The inbox acts as a staging area for declaration data from the ICEF spreadsheet. It currently consists of a list of inbox items and a text area to create new items.

The list is shown on various pages that can be used as reference or can be selected from to create new areas and declarations. To create a new area from the inbox, select an inbox item by clicking on it then click any 'add from inbox' admin link and a new area and declaration will be added with the information in the inbox item. To add a declaration to an existing area from the inbox, select an inbox item then click any 'declare from inbox' admin link and a new declaration will be created with the information in the inbox item.

The current method for creating new inbox items is via the inbox paste area. It allows for multiple rows to be copied from the ICEF spreadsheet Data page and pasted into a csv format in the text field. The text can then be submitted by pressing the 'create' button.

The inbox system will later include a form for inbox item creation to allow for the creation of new inbox items individually.

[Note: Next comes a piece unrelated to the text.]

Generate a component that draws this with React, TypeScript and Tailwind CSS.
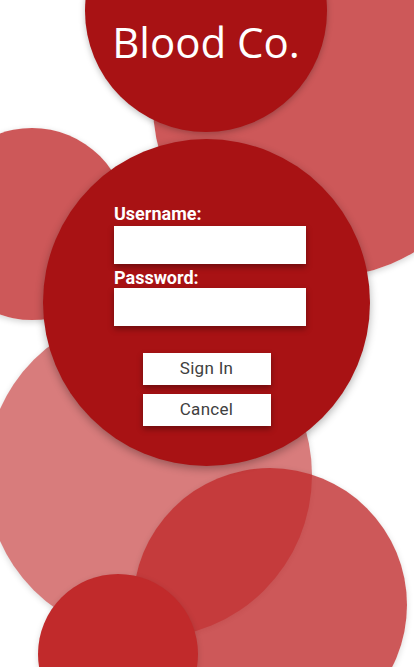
import React from "react";

export default function App() {
  return (
    <div className="relative w-[414px] h-[667px] overflow-hidden bg-white">
      {/* decorative circles on a free canvas */}
      <div className="absolute left-[153px] top-[-67px] w-[344px] h-[344px] rounded-full bg-[rgba(191,41,42,0.78)] shadow-[0_2px_6px_rgba(0,0,0,0.18)]" />
      <div className="absolute left-[-64px] top-[128px] w-[192px] h-[192px] rounded-full bg-[rgba(191,41,42,0.78)] shadow-[0_2px_6px_rgba(0,0,0,0.18)]" />
      <div className="absolute left-[-14px] top-[312px] w-[326px] h-[326px] rounded-full bg-[#d87c7c] shadow-[0_2px_6px_rgba(0,0,0,0.15)]" />
      <div className="absolute left-[133px] top-[468px] w-[274px] h-[274px] rounded-full bg-[rgba(191,41,42,0.78)] shadow-[0_2px_6px_rgba(0,0,0,0.15)]" />
      <div className="absolute left-[38px] top-[574px] w-[160px] h-[160px] rounded-full bg-[#c12a2b] shadow-[0_2px_6px_rgba(0,0,0,0.15)]" />

      {/* logo circle */}
      <div className="absolute left-[85px] top-[-110px] w-[242px] h-[242px] rounded-full bg-[#a81214] shadow-[0_2px_6px_rgba(0,0,0,0.25)] flex flex-col items-center justify-end pb-[69px]">
        <h1 className="text-white text-[42px] leading-none font-normal [font-family:'Open_Sans',sans-serif]">
          Blood Co.
        </h1>
      </div>

      {/* login circle */}
      <form className="absolute left-[43px] top-[139px] w-[327px] h-[327px] rounded-full bg-[#a81214] shadow-[0_3px_8px_rgba(0,0,0,0.3)] flex flex-col items-center pt-[64px] [font-family:Roboto,sans-serif]">
        <div className="flex flex-col w-[192px] ml-[7px]">
          <label className="text-white text-[18px] font-bold leading-[22px] h-[23px]">Username:</label>
          <input className="h-[38px] w-full bg-white shadow-[0_3px_6px_rgba(0,0,0,0.35)] outline-none" />
          <label className="mt-[3px] text-white text-[18px] font-bold leading-[22px] h-[21px]">Password:</label>
          <input type="password" className="h-[38px] w-full bg-white shadow-[0_3px_6px_rgba(0,0,0,0.35)] outline-none" />
        </div>
        <div className="flex flex-col items-center gap-[9px] mt-[27px]">
          <button type="button" className="w-[128px] h-[32px] bg-white text-[#404040] text-[17px] font-normal tracking-[0.3px] shadow-[0_3px_6px_rgba(0,0,0,0.35)]">
            Sign In
          </button>
          <button type="button" className="w-[128px] h-[32px] bg-white text-[#404040] text-[17px] font-normal tracking-[0.3px] shadow-[0_3px_6px_rgba(0,0,0,0.35)]">
            Cancel
          </button>
        </div>
      </form>
    </div>
  );
}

Running for local development and testing

When running in production, all environment variables set in docker-compose.yml are provided separately with secret managed values. For running a local dev copy, using the environment variables hardcoded into docker-compose.yml is fine. You can of course edit the environment variables if you prefer, just make sure they are consistent between the db and web services.

Installation

The site can be run locally using Docker and Docker Compose. This will bring up two containers: a Postgres container for the database, and a Django container for the webserver. Here are the steps:

  • Install Docker and Docker Compose
  • Clone this repository to your local system
  • From the root directory of this repo, run docker-compose -f docker-compose.yml up
  • You should now be able to access the site in a browser at http://127.0.0.1:8000/cegov/
  • The code running within the web container is mapped from the local repo, so you can make changes to the code or templates and see them take effect immediately in the local site.

Loading initial data

Run bin/web-shell.sh to open a shell in the web container. You can now interact with the Django manage.py script, e.g. python manage.py check

Load seed data into the database by running the following commands in the web container:

  • python manage.py loaddata countries
  • python manage.py loaddata structures
  • python manage.py loaddata areas

The "countries list" on your local site should now be populated.

Create an admin login with this command: python manage.py createsuperuser

Set a username and password here, then you can use these credentials to log in to the admin interface at http://127.0.0.1:8000/b72c0824/

Run bin/db-shell.sh to open a psql session to the local database.

Testing

When docker-compose has both containers running, you can execute tests either from a shell in the web container: python manage.py test

or from a terminal on your local system, in the root directory of the repository: ./bin/run-container-test.sh

Either way, this executes the Django test suite.